Count the lines that hold the string "styles". Reply with the number alone.

— START DATA SECTION —

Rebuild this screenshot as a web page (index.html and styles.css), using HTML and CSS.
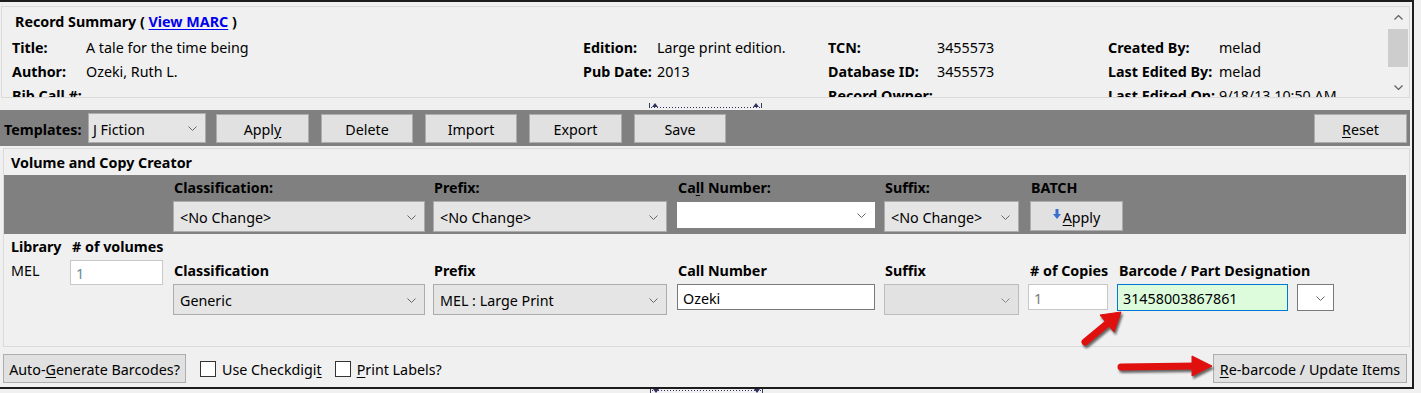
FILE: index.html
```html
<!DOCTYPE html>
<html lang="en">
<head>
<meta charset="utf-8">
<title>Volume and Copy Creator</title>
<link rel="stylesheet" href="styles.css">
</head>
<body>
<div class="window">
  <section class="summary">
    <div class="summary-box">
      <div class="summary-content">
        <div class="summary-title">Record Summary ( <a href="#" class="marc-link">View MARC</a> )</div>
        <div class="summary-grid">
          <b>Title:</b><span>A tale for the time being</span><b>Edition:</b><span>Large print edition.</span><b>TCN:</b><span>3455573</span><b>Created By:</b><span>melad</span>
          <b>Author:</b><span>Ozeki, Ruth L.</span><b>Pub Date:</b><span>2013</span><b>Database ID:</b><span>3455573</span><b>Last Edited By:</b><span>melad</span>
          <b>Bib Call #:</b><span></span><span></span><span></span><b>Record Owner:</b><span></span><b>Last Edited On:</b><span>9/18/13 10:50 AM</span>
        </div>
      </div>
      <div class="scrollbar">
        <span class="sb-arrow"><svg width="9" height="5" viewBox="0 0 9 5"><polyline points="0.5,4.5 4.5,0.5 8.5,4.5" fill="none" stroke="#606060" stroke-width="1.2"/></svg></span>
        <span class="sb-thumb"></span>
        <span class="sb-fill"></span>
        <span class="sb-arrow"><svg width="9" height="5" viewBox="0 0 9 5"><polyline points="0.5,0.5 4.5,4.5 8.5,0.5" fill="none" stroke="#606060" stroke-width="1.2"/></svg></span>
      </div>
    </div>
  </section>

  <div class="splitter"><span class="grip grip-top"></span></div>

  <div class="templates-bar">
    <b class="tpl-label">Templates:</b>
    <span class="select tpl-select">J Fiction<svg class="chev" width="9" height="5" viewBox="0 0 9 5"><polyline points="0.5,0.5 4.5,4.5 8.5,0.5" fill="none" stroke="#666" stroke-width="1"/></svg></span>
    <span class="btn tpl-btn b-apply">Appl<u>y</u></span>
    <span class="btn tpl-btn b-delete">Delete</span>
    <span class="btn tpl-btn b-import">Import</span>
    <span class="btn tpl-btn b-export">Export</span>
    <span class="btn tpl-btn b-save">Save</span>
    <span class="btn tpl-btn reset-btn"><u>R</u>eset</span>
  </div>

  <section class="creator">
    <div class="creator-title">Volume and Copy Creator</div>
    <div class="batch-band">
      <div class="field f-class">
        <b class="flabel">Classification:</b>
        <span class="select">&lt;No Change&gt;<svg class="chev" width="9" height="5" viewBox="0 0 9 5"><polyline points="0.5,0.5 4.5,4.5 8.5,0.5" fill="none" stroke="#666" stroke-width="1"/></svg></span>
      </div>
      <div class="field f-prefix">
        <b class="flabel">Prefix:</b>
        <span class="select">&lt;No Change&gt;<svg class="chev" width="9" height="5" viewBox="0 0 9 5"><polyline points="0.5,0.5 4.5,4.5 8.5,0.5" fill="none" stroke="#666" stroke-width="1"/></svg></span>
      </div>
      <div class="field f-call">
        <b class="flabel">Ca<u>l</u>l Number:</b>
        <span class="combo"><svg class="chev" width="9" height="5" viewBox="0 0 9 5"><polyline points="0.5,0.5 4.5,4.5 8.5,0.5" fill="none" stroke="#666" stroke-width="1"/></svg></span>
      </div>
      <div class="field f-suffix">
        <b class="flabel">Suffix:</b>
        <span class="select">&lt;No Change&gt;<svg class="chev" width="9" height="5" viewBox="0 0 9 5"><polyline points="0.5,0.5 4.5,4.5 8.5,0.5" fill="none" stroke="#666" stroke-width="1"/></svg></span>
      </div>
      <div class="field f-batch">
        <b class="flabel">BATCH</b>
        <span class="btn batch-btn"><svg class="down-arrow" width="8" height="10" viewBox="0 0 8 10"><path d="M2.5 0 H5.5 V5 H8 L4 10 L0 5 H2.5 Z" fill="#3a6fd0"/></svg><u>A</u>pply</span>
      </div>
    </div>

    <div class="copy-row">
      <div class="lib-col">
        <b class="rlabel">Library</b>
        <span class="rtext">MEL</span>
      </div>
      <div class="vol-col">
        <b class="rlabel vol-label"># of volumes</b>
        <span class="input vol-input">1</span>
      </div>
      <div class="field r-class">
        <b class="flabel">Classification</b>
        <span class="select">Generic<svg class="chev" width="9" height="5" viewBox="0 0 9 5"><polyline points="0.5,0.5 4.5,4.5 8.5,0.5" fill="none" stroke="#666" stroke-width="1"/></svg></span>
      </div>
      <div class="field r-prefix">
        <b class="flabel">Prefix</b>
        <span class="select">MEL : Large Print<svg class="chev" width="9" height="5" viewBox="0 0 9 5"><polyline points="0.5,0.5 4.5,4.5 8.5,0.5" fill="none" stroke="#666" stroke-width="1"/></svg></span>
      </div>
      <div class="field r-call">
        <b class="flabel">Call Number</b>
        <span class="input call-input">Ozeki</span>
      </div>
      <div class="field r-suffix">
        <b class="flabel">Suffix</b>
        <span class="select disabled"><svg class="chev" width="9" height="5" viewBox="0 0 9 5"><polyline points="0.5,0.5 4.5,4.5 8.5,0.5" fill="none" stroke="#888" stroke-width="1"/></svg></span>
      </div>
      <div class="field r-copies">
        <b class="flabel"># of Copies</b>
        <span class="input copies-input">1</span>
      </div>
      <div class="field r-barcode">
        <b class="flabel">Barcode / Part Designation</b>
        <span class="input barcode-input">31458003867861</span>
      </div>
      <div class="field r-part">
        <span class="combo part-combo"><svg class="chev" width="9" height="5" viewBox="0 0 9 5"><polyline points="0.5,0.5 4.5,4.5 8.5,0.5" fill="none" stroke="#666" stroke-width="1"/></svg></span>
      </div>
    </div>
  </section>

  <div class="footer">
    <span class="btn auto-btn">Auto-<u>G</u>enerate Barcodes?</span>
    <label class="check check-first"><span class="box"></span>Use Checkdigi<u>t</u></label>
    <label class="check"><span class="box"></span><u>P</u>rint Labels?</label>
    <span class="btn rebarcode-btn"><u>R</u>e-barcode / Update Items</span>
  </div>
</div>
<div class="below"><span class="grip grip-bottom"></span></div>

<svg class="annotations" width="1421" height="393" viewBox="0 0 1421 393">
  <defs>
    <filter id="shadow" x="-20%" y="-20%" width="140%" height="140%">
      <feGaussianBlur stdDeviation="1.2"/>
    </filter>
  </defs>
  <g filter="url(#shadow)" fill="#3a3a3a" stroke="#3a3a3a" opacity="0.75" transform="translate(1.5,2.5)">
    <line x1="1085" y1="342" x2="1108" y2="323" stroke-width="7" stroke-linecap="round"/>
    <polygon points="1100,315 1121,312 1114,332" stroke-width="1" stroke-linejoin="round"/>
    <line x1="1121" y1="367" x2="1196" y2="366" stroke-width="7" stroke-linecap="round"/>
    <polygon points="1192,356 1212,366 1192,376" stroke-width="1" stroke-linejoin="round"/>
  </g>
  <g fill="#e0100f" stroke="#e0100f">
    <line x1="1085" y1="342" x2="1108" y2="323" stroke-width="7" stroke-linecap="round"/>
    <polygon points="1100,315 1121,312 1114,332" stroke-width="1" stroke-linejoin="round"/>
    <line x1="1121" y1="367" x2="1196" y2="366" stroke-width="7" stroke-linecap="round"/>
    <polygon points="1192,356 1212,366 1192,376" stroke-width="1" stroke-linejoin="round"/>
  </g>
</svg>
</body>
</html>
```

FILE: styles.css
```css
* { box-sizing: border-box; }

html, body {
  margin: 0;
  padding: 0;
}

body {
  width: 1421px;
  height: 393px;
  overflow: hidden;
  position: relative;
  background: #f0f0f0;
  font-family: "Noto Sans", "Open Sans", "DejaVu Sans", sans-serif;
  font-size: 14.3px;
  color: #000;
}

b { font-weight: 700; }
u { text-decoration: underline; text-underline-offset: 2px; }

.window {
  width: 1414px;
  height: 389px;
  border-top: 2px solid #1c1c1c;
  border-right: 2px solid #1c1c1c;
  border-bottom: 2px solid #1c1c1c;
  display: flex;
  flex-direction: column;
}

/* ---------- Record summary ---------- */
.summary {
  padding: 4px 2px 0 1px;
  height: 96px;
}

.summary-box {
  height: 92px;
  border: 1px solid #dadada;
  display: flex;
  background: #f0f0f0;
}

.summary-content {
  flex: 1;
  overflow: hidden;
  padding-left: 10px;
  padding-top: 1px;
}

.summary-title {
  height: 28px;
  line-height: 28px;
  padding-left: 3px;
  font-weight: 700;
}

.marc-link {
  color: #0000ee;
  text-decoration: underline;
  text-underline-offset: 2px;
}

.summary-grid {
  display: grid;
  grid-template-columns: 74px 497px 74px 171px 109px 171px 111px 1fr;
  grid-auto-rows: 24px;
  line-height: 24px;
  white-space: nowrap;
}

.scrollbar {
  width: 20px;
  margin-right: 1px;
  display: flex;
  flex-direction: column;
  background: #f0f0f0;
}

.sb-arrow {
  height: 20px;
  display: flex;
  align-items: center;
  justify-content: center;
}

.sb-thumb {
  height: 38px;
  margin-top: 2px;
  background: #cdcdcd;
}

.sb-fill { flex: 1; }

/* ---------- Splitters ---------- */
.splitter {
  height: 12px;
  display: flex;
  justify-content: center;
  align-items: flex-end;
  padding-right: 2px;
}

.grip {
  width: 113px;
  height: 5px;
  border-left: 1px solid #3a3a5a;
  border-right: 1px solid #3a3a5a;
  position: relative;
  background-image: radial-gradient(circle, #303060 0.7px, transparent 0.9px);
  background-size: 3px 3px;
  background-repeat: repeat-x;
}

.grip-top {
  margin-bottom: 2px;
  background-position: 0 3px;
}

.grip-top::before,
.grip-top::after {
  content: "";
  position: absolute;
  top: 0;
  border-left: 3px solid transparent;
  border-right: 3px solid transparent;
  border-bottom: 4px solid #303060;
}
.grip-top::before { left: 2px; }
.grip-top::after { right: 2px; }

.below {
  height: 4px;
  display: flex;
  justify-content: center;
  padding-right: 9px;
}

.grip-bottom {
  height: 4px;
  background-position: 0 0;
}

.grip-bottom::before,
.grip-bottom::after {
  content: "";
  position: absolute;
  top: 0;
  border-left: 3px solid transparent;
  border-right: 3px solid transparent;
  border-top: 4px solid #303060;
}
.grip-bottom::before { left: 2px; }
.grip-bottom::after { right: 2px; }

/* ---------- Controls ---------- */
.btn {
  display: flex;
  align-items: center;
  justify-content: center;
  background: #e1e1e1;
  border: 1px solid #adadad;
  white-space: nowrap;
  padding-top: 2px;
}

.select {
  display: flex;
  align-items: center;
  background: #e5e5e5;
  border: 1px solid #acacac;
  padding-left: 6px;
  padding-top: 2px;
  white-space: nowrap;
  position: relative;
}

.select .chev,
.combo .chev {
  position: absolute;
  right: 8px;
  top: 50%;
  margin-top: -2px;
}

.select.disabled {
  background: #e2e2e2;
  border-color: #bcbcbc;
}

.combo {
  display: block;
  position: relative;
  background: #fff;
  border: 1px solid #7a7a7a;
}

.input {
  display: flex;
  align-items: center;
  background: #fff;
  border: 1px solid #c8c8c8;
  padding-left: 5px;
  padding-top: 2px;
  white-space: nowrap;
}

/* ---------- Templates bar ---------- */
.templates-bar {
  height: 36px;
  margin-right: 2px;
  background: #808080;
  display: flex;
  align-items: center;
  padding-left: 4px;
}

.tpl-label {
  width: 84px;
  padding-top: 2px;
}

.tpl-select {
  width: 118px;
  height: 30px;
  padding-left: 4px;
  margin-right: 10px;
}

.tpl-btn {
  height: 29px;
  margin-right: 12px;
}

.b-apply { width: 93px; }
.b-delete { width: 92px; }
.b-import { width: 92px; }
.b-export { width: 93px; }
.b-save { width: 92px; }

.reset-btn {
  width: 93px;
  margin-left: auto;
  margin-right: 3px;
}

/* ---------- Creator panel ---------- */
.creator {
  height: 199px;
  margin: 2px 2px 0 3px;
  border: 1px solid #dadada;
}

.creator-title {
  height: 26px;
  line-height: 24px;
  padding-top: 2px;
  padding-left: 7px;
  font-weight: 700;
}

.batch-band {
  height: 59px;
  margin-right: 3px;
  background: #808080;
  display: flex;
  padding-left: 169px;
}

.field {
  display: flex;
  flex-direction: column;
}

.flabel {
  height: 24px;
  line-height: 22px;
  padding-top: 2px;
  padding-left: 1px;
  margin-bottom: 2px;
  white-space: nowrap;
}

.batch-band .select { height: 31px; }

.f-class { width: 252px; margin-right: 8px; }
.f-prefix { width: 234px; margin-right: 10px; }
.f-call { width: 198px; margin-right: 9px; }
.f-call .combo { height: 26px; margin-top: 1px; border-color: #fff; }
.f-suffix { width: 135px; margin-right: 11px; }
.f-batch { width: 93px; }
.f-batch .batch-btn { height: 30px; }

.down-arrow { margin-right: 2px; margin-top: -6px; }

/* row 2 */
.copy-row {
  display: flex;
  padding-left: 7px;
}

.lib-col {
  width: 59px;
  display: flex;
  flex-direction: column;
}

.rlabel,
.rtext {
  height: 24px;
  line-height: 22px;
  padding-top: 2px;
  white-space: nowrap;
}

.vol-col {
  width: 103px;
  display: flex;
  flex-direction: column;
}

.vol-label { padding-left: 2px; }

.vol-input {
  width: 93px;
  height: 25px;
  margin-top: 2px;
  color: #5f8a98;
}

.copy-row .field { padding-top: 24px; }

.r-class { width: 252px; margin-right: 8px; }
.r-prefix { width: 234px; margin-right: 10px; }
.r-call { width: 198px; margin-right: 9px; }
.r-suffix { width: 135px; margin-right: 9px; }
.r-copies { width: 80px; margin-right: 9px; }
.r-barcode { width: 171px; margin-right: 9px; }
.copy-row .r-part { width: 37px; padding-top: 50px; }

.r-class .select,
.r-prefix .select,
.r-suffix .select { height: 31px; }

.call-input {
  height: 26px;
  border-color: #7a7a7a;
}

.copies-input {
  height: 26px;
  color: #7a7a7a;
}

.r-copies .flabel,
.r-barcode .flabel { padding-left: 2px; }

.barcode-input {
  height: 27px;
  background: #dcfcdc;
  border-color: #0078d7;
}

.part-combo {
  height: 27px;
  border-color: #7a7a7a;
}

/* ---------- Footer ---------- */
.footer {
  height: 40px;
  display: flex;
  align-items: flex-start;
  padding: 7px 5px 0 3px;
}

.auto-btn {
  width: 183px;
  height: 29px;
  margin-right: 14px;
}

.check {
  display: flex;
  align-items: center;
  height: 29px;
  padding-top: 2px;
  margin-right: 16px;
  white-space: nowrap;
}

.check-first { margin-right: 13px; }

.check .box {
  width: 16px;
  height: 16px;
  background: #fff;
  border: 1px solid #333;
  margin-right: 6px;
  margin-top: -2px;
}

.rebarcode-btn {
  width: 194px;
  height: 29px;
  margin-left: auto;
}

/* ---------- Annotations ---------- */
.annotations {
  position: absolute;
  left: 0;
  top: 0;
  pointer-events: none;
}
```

— END DATA SECTION —

REPLY
3